Ringfort (Rath), Baronstown Demesne, Co. Westmeath

Co. Westmeath |

Ringforts

Ringfort (Rath), Baronstown Demesne, Co. Westmeath

In the flat ground of a Westmeath forestry plantation, a circle of beech trees marks what was once something far older than the trees themselves.

The planting was not accidental; it followed, almost too neatly, the outline of an early medieval ringfort, a rath, the kind of enclosed circular settlement once used across Ireland for farmsteads and small defended enclosures. Whoever laid out that tree-ring after 1700 either recognised the shape of the earthwork beneath them or simply found it convenient. The result is a rare kind of double-use archaeology, where one era's monument quietly scaffolded another era's ornamental landscaping.

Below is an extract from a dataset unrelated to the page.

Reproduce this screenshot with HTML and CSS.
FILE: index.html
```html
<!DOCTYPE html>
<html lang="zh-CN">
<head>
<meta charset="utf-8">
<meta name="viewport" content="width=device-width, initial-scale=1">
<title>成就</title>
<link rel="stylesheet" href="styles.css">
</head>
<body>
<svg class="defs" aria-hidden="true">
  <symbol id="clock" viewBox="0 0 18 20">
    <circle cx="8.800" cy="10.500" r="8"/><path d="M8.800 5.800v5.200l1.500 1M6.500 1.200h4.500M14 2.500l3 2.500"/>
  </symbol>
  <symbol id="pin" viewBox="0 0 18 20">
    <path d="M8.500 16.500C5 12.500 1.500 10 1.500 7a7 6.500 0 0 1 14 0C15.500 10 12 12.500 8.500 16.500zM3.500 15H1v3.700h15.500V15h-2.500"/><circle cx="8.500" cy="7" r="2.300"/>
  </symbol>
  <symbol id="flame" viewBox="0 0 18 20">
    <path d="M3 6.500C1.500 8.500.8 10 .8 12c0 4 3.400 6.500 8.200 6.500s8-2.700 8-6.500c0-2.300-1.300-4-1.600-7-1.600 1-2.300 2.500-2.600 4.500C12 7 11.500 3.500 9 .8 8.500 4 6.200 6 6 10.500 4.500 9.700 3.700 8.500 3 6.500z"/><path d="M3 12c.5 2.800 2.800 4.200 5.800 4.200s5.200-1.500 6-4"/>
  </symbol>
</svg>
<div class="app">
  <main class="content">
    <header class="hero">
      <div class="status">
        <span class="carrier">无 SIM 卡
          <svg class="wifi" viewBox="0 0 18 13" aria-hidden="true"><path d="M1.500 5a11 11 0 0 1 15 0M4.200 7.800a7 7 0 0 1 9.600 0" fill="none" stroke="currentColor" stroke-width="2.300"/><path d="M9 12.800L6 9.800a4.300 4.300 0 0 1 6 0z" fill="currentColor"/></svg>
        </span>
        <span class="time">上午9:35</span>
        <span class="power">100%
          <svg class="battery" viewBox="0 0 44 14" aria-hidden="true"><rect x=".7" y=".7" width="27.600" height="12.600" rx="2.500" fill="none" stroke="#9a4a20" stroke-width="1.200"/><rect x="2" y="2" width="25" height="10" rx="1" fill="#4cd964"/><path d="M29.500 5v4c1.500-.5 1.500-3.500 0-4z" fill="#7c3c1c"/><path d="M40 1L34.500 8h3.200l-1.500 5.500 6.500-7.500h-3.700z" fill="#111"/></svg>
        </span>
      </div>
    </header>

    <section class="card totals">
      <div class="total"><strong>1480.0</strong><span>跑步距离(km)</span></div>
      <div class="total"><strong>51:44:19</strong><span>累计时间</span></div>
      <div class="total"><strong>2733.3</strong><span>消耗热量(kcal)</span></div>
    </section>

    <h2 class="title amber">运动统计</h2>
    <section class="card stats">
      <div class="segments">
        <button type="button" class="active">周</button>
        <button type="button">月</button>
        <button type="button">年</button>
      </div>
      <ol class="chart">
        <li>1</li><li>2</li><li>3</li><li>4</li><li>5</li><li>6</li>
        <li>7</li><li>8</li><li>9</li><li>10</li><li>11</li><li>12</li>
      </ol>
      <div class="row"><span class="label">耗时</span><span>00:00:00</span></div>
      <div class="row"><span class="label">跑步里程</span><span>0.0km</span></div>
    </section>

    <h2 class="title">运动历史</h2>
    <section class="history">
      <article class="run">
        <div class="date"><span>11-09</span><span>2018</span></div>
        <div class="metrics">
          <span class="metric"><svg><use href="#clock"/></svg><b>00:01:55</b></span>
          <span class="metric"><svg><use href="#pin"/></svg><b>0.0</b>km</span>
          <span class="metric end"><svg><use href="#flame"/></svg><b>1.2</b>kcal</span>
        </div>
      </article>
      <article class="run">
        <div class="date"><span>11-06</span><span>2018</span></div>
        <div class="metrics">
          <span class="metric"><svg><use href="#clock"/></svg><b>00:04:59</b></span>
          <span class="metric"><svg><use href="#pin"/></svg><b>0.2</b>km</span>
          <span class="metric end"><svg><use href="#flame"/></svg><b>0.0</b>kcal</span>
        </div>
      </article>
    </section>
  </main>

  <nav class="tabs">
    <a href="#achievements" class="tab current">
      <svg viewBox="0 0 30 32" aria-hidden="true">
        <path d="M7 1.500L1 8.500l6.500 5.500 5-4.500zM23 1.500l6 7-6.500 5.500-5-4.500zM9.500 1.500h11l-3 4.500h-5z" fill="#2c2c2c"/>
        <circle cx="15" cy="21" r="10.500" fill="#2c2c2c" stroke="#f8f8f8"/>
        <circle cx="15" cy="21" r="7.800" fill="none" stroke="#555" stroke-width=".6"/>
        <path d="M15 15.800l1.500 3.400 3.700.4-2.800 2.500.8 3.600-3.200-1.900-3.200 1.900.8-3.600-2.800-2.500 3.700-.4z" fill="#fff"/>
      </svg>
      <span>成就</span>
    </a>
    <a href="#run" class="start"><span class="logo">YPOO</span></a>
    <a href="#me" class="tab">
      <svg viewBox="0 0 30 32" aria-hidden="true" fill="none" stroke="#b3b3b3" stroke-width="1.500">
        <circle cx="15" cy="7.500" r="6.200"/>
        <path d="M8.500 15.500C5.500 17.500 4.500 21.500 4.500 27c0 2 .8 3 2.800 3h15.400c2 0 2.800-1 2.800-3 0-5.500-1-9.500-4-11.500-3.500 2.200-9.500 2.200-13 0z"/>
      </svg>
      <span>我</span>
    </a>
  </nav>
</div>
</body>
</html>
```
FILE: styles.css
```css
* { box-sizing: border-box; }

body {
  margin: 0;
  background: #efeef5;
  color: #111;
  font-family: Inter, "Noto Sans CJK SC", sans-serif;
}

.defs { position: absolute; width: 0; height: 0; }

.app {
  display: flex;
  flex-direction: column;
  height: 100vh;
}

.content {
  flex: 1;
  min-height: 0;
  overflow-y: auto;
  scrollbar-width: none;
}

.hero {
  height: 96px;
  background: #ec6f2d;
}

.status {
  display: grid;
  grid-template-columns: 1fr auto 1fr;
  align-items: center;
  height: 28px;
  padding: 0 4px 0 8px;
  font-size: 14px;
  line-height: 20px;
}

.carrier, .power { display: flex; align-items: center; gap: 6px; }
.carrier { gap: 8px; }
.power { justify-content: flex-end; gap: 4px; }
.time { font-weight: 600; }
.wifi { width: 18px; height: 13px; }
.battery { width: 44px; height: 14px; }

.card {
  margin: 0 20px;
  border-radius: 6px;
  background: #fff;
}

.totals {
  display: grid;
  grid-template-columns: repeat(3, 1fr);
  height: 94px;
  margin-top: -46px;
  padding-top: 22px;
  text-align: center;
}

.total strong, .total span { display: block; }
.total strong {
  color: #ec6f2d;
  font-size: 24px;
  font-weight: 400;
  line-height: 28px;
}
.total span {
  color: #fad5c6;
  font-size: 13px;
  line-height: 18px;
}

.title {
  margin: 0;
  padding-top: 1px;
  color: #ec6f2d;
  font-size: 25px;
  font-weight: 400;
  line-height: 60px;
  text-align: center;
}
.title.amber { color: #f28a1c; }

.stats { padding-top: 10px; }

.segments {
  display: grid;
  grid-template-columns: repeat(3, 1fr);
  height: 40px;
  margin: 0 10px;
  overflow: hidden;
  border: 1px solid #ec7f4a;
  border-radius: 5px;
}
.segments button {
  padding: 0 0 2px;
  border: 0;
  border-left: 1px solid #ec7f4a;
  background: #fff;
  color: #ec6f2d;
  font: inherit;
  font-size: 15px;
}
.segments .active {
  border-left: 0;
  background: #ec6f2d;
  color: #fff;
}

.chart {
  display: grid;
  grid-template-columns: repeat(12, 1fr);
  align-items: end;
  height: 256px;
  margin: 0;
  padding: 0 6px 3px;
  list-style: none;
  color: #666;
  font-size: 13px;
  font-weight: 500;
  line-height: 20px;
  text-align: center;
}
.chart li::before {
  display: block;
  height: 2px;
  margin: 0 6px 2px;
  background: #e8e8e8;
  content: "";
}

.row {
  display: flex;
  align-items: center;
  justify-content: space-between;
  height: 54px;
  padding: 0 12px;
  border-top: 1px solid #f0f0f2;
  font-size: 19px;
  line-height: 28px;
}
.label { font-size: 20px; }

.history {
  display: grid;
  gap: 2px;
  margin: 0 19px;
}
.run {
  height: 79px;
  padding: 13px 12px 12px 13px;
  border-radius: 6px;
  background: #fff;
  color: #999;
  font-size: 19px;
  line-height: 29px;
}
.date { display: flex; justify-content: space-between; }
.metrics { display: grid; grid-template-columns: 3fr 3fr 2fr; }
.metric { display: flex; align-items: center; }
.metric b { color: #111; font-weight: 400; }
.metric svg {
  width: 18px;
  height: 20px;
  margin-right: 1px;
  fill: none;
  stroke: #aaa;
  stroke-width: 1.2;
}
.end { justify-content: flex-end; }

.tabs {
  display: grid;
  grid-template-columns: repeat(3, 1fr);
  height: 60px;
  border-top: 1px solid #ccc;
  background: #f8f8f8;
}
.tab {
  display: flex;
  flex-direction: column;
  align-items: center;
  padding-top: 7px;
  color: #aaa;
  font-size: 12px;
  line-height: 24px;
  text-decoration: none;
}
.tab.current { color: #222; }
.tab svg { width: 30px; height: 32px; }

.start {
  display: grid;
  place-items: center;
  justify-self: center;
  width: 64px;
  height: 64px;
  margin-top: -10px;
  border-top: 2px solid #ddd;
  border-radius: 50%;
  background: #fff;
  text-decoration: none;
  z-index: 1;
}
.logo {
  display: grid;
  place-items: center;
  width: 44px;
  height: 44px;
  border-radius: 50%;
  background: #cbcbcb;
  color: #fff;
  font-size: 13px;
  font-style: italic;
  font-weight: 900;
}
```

The site sits on the demesne lands of Baronstown House, about 1.4 kilometres to the north-north-west of the house itself. A demesne, in the Irish landed estate context, refers to the home farm and pleasure grounds kept in the direct management of a big house, and it was common for such estates to incorporate existing landscape features, including ancient earthworks, into their designed grounds. The first edition Ordnance Survey six-inch map of 1837 shows the beech ring clearly, which is how the post-1700 tree planting can be dated as an upper limit. By then, the original ringfort's earthen bank was already very poorly preserved, and the external fosse, the wide ditch that would have surrounded the enclosure, had been deepened to accommodate the tree planting. Today the bank is almost entirely levelled. The sub-circular area measures roughly 34 metres east to west, and the interior has a slight slope running from west-south-west to east-north-east, with a shallow natural depression at its centre. The townland boundary with Ballycorkey runs just 30 metres to the north-west, suggesting the ringfort once stood near an old territorial edge.

The site is now enclosed by modern commercial forestry, which has changed the wider setting considerably since the aerial photography used to assess it was taken in November 2011. The earthwork itself is subtle enough that without knowing what to look for, a visitor might register only the trees. The fosse, even deepened, is wide rather than dramatic, and the bank offers little visible profile. What rewards attention is the logic of the shape: the beech ring and the ancient enclosure coincide almost exactly, a coincidence that was almost certainly no coincidence at all.